Moreover, you also misjudge our relationship to the exploited. There is no altruistic proxy, no compassion and no sympathy for the less well-off. We criticize these people. Above all, we do not talk them into a discontent which they do not have, but rather criticize the moral interpretations they give to their discontent: their sighs for justice, which the powerful figures in the state and the economy should strive to obtain for them, their anger over the mismanagers and career politicians who do not correctly perform their allegedly beneficial services, their pride in their proletarian righteousness and their certainty that they aren’t making a mistake if they allow anything to be done with them.

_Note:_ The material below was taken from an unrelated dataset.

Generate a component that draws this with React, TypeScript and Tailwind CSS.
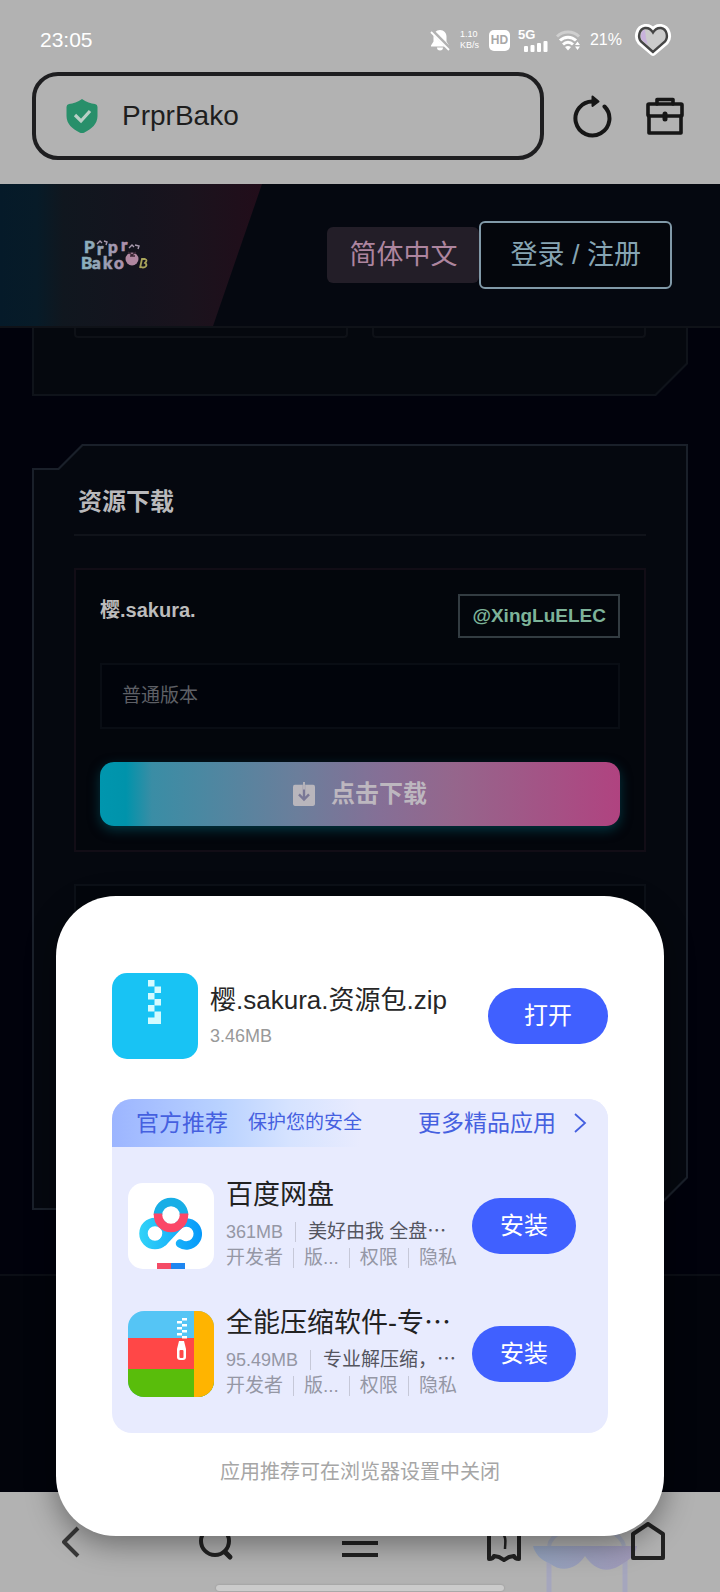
import type { ReactNode } from "react";

function BellOff() {
  return (
    <svg width="20" height="22" viewBox="0 0 20 22" aria-hidden="true">
      <path d="M10 1c4 0 6.500 3 6.500 6.500v5L19 16.500v1H1v-1l2.500-4v-5C3.500 4 6 1 10 1Z" fill="#fff" />
      <path d="M7 18.500h6a3 3 0 0 1-6 0Z" fill="#fff" />
      <path d="M1.500 1.500l18 18" stroke="#b2b2b2" strokeWidth="4" />
      <path d="M1 3l18 18" stroke="#fff" strokeWidth="1.800" />
    </svg>
  );
}

function Signal() {
  return (
    <svg width="24" height="11" viewBox="0 0 24 11" aria-hidden="true" fill="#fff">
      <rect x="0" y="5" width="4" height="6" rx="1" />
      <rect x="6.500" y="4" width="4" height="7" rx="1" />
      <rect x="13" y="2" width="4" height="9" rx="1" />
      <rect x="19.500" y="0" width="4" height="11" rx="1" />
    </svg>
  );
}

function Wifi() {
  return (
    <svg width="26" height="21" viewBox="0 0 26 21" aria-hidden="true" fill="none">
      <path d="M1 6.500C7 .5 17 .5 23 6.500" stroke="#cfcfcf" strokeWidth="3" />
      <path d="M4 10.500c4.500-4.500 11.500-4.500 16 0" stroke="#fff" strokeWidth="3" />
      <path d="M7 14.500c3-3 7-3 10 0" stroke="#fff" strokeWidth="2.800" />
      <path d="M9 17c2-1.400 4-1.400 6 0L12 20.500Z" fill="#fff" />
      <path d="M19 15l2.500-3.500L24 15ZM19 16.500l2.500 3.500 2.500-3.500Z" fill="#fff" />
    </svg>
  );
}

function Heart() {
  return (
    <svg width="38" height="34" viewBox="0 0 38 34" aria-hidden="true">
      <path d="M19 30L6 19C2 14 4 5 11 4c4-.5 6.500 1.500 8 4 1.500-2.500 4-4.500 8-4 7 1 9 10 5 15Z" fill="#cbcbcb" stroke="#fff" strokeWidth="6" strokeLinejoin="round" />
      <path d="M19 29L7 18.500C3.500 14 5 6 11 5c4-.4 6.500 2 8 4.500C20.500 7 23 4.600 27 5c6 1 7.500 9 4 13.500Z" fill="#cbcbcb" stroke="#454545" strokeWidth="2.400" />
      <path d="M8 17c-2-3-1-9 2.500-10.500C12 9 11 14 14 22Z" fill="#c9b3dc" />
    </svg>
  );
}

function Shield() {
  return (
    <svg width="32" height="36" viewBox="0 0 32 36" className="shrink-0" aria-hidden="true">
      <path d="M16 1c4 3 9 4.500 13 5q2.500.3 2.500 3v9c0 8-6 13-13 16.500q-2.500 1-5 0C6.500 31 .5 26 .5 18V9q0-2.700 2.500-3c4-.5 9-2 13-5Z" fill="#288f6a" />
      <path d="M9 17l6 6 9-10" fill="none" stroke="#b9cfc6" strokeWidth="3.200" />
    </svg>
  );
}

function Reload() {
  return (
    <svg width="40" height="44" viewBox="0 0 40 44" aria-hidden="true">
      <path d="M32.500 12.500A17 17 0 1 1 21 7.500" fill="none" stroke="#161616" strokeWidth="4" strokeLinecap="round" />
      <path d="M20.500 2.500l6 5-6 4.500Z" fill="#161616" stroke="#161616" strokeWidth="2" strokeLinejoin="round" />
    </svg>
  );
}

function Briefcase() {
  return (
    <svg width="38" height="40" viewBox="0 0 38 40" aria-hidden="true" fill="none" stroke="#161616" strokeWidth="3.600" strokeLinejoin="round" strokeLinecap="round">
      <path d="M11 8V3.500h16V8" />
      <rect x="2" y="8" width="34" height="12" rx="1" />
      <path d="M3 20v17h32V20" />
      <path d="M19 18v5" strokeWidth="5" />
    </svg>
  );
}

function Logo() {
  return (
    <svg width="70" height="34" viewBox="0 0 70 34" role="img" aria-label="PrprBako" className="overflow-visible">
      <defs>
        <linearGradient id="logo" gradientUnits="userSpaceOnUse" x1="0" y1="0" x2="46" y2="0">
          <stop offset="0" stopColor="#84b3be" />
          <stop offset="1" stopColor="#b08fac" />
        </linearGradient>
      </defs>
      <g fontFamily="Lato, 'Liberation Sans', sans-serif" fontWeight="900" fill="url(#logo)" stroke="url(#logo)" strokeWidth=".6">
        <text x="4 17 28 41" y="15 17 15 13" fontSize="17">Prpr</text>
        <text x="1 12 23 34" y="31" fontSize="17">Bako</text>
      </g>
      <path d="M17 6l3-3 2 2M24 3l3 1-1 3M49 10l3-3 2 2M55 7l4 1-1 3" fill="none" stroke="#a89aae" strokeWidth="1.400" />
      <circle cx="52" cy="21" r="6.500" fill="#b087a0" />
      <path d="M48 14l4 3 4-3M50 18h5" fill="none" stroke="#3b2735" strokeWidth="1.300" />
      <path d="M60 30l2-9h3q3 1 0 4 3 2 0 4-2 1-4 0" fill="none" stroke="#a8a45a" strokeWidth="1.800" />
    </svg>
  );
}

function DownloadBox() {
  return (
    <svg width="22" height="24" viewBox="0 0 24 26" aria-hidden="true">
      <rect x="0" y="3" width="24" height="23" rx="2" fill="#b9b6bc" />
      <path d="M12 3v16M6.500 13.500L12 19l5.500-5.500" fill="none" stroke="#7a7896" strokeWidth="2.600" />
      <path d="M12 0v8" stroke="#b9b6bc" strokeWidth="2" />
    </svg>
  );
}

function ZipIcon() {
  return (
    <svg className="size-[86px] shrink-0" viewBox="0 0 86 86" aria-hidden="true">
      <rect width="86" height="86" rx="15" fill="#18c3f4" />
      <g fill="#d3fbff">
        <rect x="36" y="7" width="6.500" height="6.500" />
        <rect x="42.500" y="13.500" width="6.500" height="6.500" />
        <rect x="36" y="20" width="6.500" height="6.500" />
        <rect x="42.500" y="26" width="6.500" height="6.500" />
        <rect x="36" y="32" width="6.500" height="6.500" />
        <path d="M42.500 38.500H49V51H36v-6.500h6.500Z" />
      </g>
    </svg>
  );
}

function CloudDiskIcon() {
  return (
    <svg className="size-[86px] shrink-0" viewBox="0 0 86 86" aria-hidden="true">
      <defs>
        <linearGradient id="disk-blue" gradientUnits="userSpaceOnUse" x1="11" y1="50" x2="75" y2="50">
          <stop offset="0" stopColor="#31d3f8" />
          <stop offset="1" stopColor="#0698fa" />
        </linearGradient>
      </defs>
      <rect width="86" height="86" rx="15" fill="#fff" />
      <g fill="none" strokeWidth="8.500">
        <circle cx="27" cy="50.500" r="11.500" stroke="url(#disk-blue)" />
        <path d="M52 60.500A11.500 11.500 0 1 0 51 42L35 59" stroke="url(#disk-blue)" strokeLinecap="round" />
        <path d="M30 32a13 13 0 0 1 26 0" stroke="#18aee6" />
        <path d="M30 30.500v1.500a13 13 0 0 0 26 0v-1.500" stroke="#fb4768" />
      </g>
      <path d="M29 80h14v6H29Z" fill="#f44b66" />
      <path d="M43 80h14v6H43Z" fill="#1e86f0" />
    </svg>
  );
}

function ArchiverIcon() {
  return (
    <svg className="size-[86px] shrink-0 rounded-2xl" viewBox="0 0 86 86" aria-hidden="true">
      <rect width="86" height="86" fill="#55c5f5" />
      <rect y="27" width="86" height="31" fill="#ff4747" />
      <rect y="58" width="86" height="28" fill="#59bd0b" />
      <rect x="66" width="20" height="86" fill="#ffb400" />
      <g fill="#fff">
        <path d="M54 7h5v2.500h-5ZM49 10h5v2.500h-5ZM54 13h5v2.500h-5ZM49 16h5v2.500h-5ZM54 19h5v2.500h-5ZM49 22h5v2.500h-5ZM54 25h5v2.500h-5Z" />
        <path d="M51 30h5l2 8v8q0 3-3 3h-3q-3 0-3-3v-8Z" />
      </g>
      <rect x="51.500" y="39" width="4" height="8" rx="1" fill="#ff4747" />
    </svg>
  );
}

function NavButton({ label, children }: { label: string; children: ReactNode }) {
  return (
    <button type="button" aria-label={label} className="flex h-10 items-center justify-center">
      {children}
    </button>
  );
}

const navStroke = { fill: "none", stroke: "#222", strokeWidth: 4, strokeLinejoin: "round" as const };

function BottomNav() {
  return (
    <nav className="relative flex h-[100px] flex-col items-center justify-between bg-[#b2b2b2] pt-[30px]">
      <svg className="absolute right-[82px] bottom-0" width="106" height="64" viewBox="0 0 106 64" aria-hidden="true">
        <defs>
          <linearGradient id="bag" x1="0" y1="0" x2="1" y2="0">
            <stop offset="0" stopColor="#94a3be" />
            <stop offset="1" stopColor="#a099b8" />
          </linearGradient>
        </defs>
        <path d="M17 32v34M93 32v34" stroke="#a5a6bd" strokeWidth="5" />
        <path d="M17 18C22-8 86-8 92 18" fill="none" stroke="#a0a6b8" strokeWidth="4" />
        <path d="M1 18h104c-2 10-8 14-18 20-14 8-26 2-34-10-8 12-22 18-36 7C9 32 3 26 1 18Z" fill="url(#bag)" />
      </svg>
      <div className="relative grid w-full grid-cols-5">
        <NavButton label="后退">
          <svg width="20" height="34" viewBox="0 0 20 34" aria-hidden="true">
            <path d="M16 3L2 17l14 14" {...navStroke} stroke="#383838" />
          </svg>
        </NavButton>
        <NavButton label="搜索">
          <svg width="36" height="38" viewBox="0 0 36 38" aria-hidden="true">
            <circle cx="17" cy="18" r="14" {...navStroke} />
            <path d="M27 29l5 5" {...navStroke} strokeWidth={5} strokeLinecap="round" />
          </svg>
        </NavButton>
        <NavButton label="菜单">
          <svg width="36" height="38" viewBox="0 0 36 38" aria-hidden="true">
            <path d="M0 7h36M0 20h36M0 32h36" {...navStroke} />
          </svg>
        </NavButton>
        <NavButton label="标签页">
          <svg width="36" height="40" viewBox="0 0 36 40" aria-hidden="true">
            <path d="M3 4h30v33q-4 0-5-3l-5 1-5 3-5-3-5-1q-1 3-5 3Z" {...navStroke} />
            <path d="M17 12c4 4 2 9 2 15" {...navStroke} strokeWidth={2.5} />
          </svg>
        </NavButton>
        <NavButton label="主页">
          <svg width="36" height="40" viewBox="0 0 36 40" aria-hidden="true">
            <path d="M18 2L3 12v24h30V12Z" {...navStroke} />
          </svg>
        </NavButton>
      </div>
      <div className="mb-px h-[6px] w-2/5 rounded-full bg-[#cbcbcb] shadow-[0_0_2px_#8d8d8d]" />
    </nav>
  );
}

function BrowserBar() {
  return (
    <div className="bg-[#b2b2b2] pb-6">
      <div className="flex h-[72px] items-center justify-between pt-2 pr-12 pl-10 text-white">
        <time className="text-[21px]">23:05</time>
        <div className="flex items-center gap-2">
          <BellOff />
          <div className="mx-[2px] flex flex-col text-[9px] leading-[11px]">
            <span>1.10</span>
            <span>KB/s</span>
          </div>
          <span className="flex size-[21px] items-center justify-center rounded-[5px] bg-white text-[12px] font-bold text-[#a8a8a8]">HD</span>
          <div className="flex flex-col">
            <span className="text-[13px] leading-[12px] font-bold">5G</span>
            <span className="pl-[6px]"><Signal /></span>
          </div>
          <Wifi />
          <span className="text-[16px]">21%</span>
          <span className="ml-1"><Heart /></span>
        </div>
      </div>
      <div className="flex items-center pr-9 pl-8">
        <label className="flex h-[88px] flex-1 items-center gap-6 rounded-[26px] border-4 border-[#1e1e20] px-[30px]">
          <Shield />
          <input aria-label="网址" defaultValue="PrprBako" className="w-full min-w-0 bg-transparent text-[28px] text-[#1e1e1e] outline-none" />
        </label>
        <button type="button" aria-label="刷新" className="ml-7"><Reload /></button>
        <button type="button" aria-label="工具箱" className="ml-[34px]"><Briefcase /></button>
      </div>
    </div>
  );
}

function SiteHeader() {
  return (
    <header className="flex h-36 items-center justify-between border-b-2 border-[#0f1218] bg-[#050810] pr-12">
      <div className="flex h-full w-[262px] items-center bg-[linear-gradient(90deg,#051a29_0%,#071b28_14%,#10171f_24%,#14141e_50%,#1a131d_72%,#220d1a_100%)] pl-20 [clip-path:polygon(0_0,100%_0,213px_100%,0_100%)]">
        <Logo />
      </div>
      <div className="flex items-center text-[27px]">
        <button type="button" className="h-14 rounded-md bg-[#231e28] px-[22px] text-[#ad859f]">简体中文</button>
        <button type="button" className="h-[68px] rounded-md border-2 border-[#8199a8] bg-[#04060c] px-[29px] text-[#86a4b3]">登录 / 注册</button>
      </div>
    </header>
  );
}

function DownloadCard() {
  return (
    <article className="border-2 border-[#120d16] bg-[#03060c] p-6">
      <div className="flex items-start justify-between">
        <h3 className="text-[20px] leading-8 font-bold text-[#bcbcbc]">樱.sakura.</h3>
        <span className="flex h-11 items-center border-2 border-[#333c42] px-3 text-[19px] font-bold text-[#7db399]">@XingLuELEC</span>
      </div>
      <p className="mt-[25px] flex h-[66px] items-center border-2 border-[#090d14] bg-[#01040b] px-5 text-[19px] text-[#5e6066]">普通版本</p>
      <button
        type="button"
        className="mt-[33px] flex h-16 w-full items-center justify-center gap-4 rounded-[14px] bg-[linear-gradient(90deg,#0096ae_0%,#0093ab_5%,#3a8da5_10%,#6b7e9b_38%,#856f96_54%,#95668c_68%,#b04380_100%)] text-[24px] font-bold text-[#bdb7bf] shadow-[0_4px_12px_rgba(0,100,115,0.5)]"
      >
        <DownloadBox />
        点击下载
      </button>
    </article>
  );
}

function SitePage() {
  return (
    <main className="flex-1 bg-[#01020c]">
      <div className="mx-8 bg-[#0f131a] px-[2px] pb-[2px] [clip-path:polygon(0_0,100%_0,100%_calc(100%-32px),calc(100%-32px)_100%,0_100%)]">
        <div className="flex gap-6 bg-[#05080e] px-10 pb-14 [clip-path:polygon(0_0,100%_0,100%_calc(100%-31px),calc(100%-31px)_100%,0_100%)]">
          <div className="h-[10px] flex-1 rounded-b border-2 border-t-0 border-[#0e1117]" />
          <div className="h-[10px] flex-1 rounded-b border-2 border-t-0 border-[#0e1117]" />
        </div>
      </div>
      <section className="mx-8 mt-12 bg-[#1a202a] p-[2px] [clip-path:polygon(0_24px,26px_24px,50px_0,100%_0,100%_calc(100%-32px),calc(100%-32px)_100%,0_100%)]">
        <div className="bg-[#05080f] px-10 py-10 [clip-path:polygon(0_24px,25px_24px,49px_0,100%_0,100%_calc(100%-31px),calc(100%-31px)_100%,0_100%)]">
          <h2 className="border-b-2 border-[#10131a] pb-4 pl-1 text-[24px] leading-8 font-bold text-[#b9b9bb]">资源下载</h2>
          <div className="mt-8 flex flex-col gap-8">
            <DownloadCard />
            <div className="h-[284px] border-2 border-[#0c1017] bg-[#03060c]" />
          </div>
        </div>
      </section>
      <div className="mt-16 h-[216px] border-t-2 border-[#0b0e15] bg-[#02040b]" />
    </main>
  );
}

interface AppItem {
  name: string;
  cut?: boolean;
  size: string;
  note: string;
  icon: ReactNode;
}

const apps: AppItem[] = [
  { name: "百度网盘", size: "361MB", note: "美好由我 全盘", icon: <CloudDiskIcon /> },
  { name: "全能压缩软件-专", cut: true, size: "95.49MB", note: "专业解压缩，", icon: <ArchiverIcon /> },
];

function Bar() {
  return <span className="h-5 w-px shrink-0 bg-[#c6c8d8]" />;
}

function AppRow({ app }: { app: AppItem }) {
  return (
    <li className="flex h-[86px] items-center">
      {app.icon}
      <div className="w-[258px] pl-3 whitespace-nowrap">
        <h3 className="text-[27px] leading-7 text-[#222]">
          {app.name}
          {app.cut && <span>⋯</span>}
        </h3>
        <div className="mt-[10px] flex h-[26px] items-center gap-3 text-[18px] text-[#9597a5]">
          <span>{app.size}</span>
          <Bar />
          <span className="text-[19px] text-[#54555f]">{app.note}⋯</span>
        </div>
        <div className="flex h-[26px] items-center gap-[10px] text-[19px] text-[#9597a5]">
          <a href="#developer">开发者</a>
          <Bar />
          <a href="#version">版...</a>
          <Bar />
          <a href="#permissions">权限</a>
          <Bar />
          <a href="#privacy">隐私</a>
        </div>
      </div>
      <button type="button" className="h-14 w-[104px] shrink-0 rounded-full bg-[#4060ff] text-[24px] text-white">安装</button>
    </li>
  );
}

function DownloadDialog() {
  return (
    <div role="dialog" aria-label="下载完成" className="absolute inset-x-14 bottom-14 rounded-[60px] bg-white px-14 pt-[77px] pb-12 shadow-[0_8px_30px_rgba(0,0,0,0.4)]">
      <div className="flex h-[86px] items-center">
        <ZipIcon />
        <div className="flex-1 pl-3">
          <p className="text-[26px] leading-8 whitespace-nowrap text-[#262626]">樱.sakura.资源包.zip</p>
          <p className="mt-2 text-[18px] leading-6 text-[#999]">3.46MB</p>
        </div>
        <button type="button" className="h-14 w-[120px] shrink-0 rounded-full bg-[#4060ff] text-[24px] text-white">打开</button>
      </div>
      <section className="mt-10 overflow-hidden rounded-[20px] bg-[#e8ebfe] pb-9">
        <div className="flex h-12 items-center bg-[linear-gradient(90deg,#9cb5ff_0%,#b9d2ff_22%,#d6e3ff_36%,#e8ebfe_50%)] pr-5 pl-6 text-[#4560e0]">
          <h2 className="text-[23px]">官方推荐</h2>
          <p className="ml-5 text-[19px]">保护您的安全</p>
          <a href="#more" className="ml-auto flex items-center gap-4 text-[23px]">
            更多精品应用
            <svg width="16" height="22" viewBox="0 0 16 22" aria-hidden="true">
              <path d="M3 2l10 9-10 9" fill="none" stroke="#4560e0" strokeWidth="1.800" />
            </svg>
          </a>
        </div>
        <ul className="mt-9 flex flex-col gap-[42px] pl-4">
          {apps.map((app) => (
            <AppRow key={app.name} app={app} />
          ))}
        </ul>
      </section>
      <p className="mt-[23px] text-center text-[20px] leading-8 text-[#a6a6a6]">应用推荐可在浏览器设置中关闭</p>
    </div>
  );
}

export default function App() {
  return (
    <div lang="zh-CN" className="relative flex min-h-screen flex-col overflow-hidden bg-[#01020c] font-['Liberation_Sans','Noto_Sans_CJK_SC',sans-serif]">
      <BrowserBar />
      <SiteHeader />
      <SitePage />
      <BottomNav />
      <DownloadDialog />
    </div>
  );
}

Your letter is less interested in our criticism of capitalism, in its participants and its mores, than in the motives which drive us to this criticism. This disconnection is wrong, because the criticism contains all that is needed to “motivate” the refusal of this economic mode. It is also summarized quite poorly with the meager quintessence: “exploitation of the workers.” The entire life-process of the society is subjected to the economic purpose of turning money into more money; and it is not only the blue-collar workers who are dependent on wages. Those who advance in the hierarchy of occupations as salaried employees or self-employed persons are rewarded less grueling work and higher incomes for fulfilling useful functions for the exploitation of the blue-collar workers. Among other things, these consist in preparing them for their roles (teachers), keeping them healthy (doctors), making them productive on the job (engineers), calculating their cost to the companies and driving them towards efficiency with money and management (management experts), administering them in social institutions (civil servants) and generally overseeing them (the legal system). Nobody escapes the relations of exploitation – whether as a cooperating culprit, victim, or both at once. The life of the higher-earners is also determined by the fight for money; and the criticism of this fetish of the private power of disposal over society’s capacity for growth becomes neither incorrect nor superfluous simply because some people have enough of it.

Discontent with the capitalistic relation is therefore easy to come by. Nothing comes from it, but rather from what one makes of it. And only one thing is to be demanded of it: the criticism must be correct.

In this respect, it all depends on whether someone regards something that stinks as theoretically settled when he frowns on it with the yardstick of the morally acceptable and in addition still thinks that what shouldn’t be would not have to be if people only made an effort and controlled their egoism. Appeals to humanity and demands for what should and should not be are a dime a dozen; they accompany capitalistic society from its inception and accomplish only one thing: with them the one who criticizes places himself in the right. He is full of good intentions; it is the others who spoil their coexistence.

Marxist criticism does not bemoan that the world is not as it should be, but rather explains why and how it is. It takes the same ills which everyone deplores, and leads them back to their reasons and demonstrates their necessity on the basis of the mode of organization of this society. This is useful in so far as those who object to these ills know what they have to turn against and what is necessary to stop it.

In doing this, we come across one thing: many people may want to get rid of capitalism, but only the wage-laborers can do what is necessary for it: with their work, they perpetually sustain and reproduce the economic and political power which compels them into its service. They not only have good reasons, but also the means to overturn the conditions which don’t suit us. There you have our reason why we “constantly” speak to the workers about their economic position.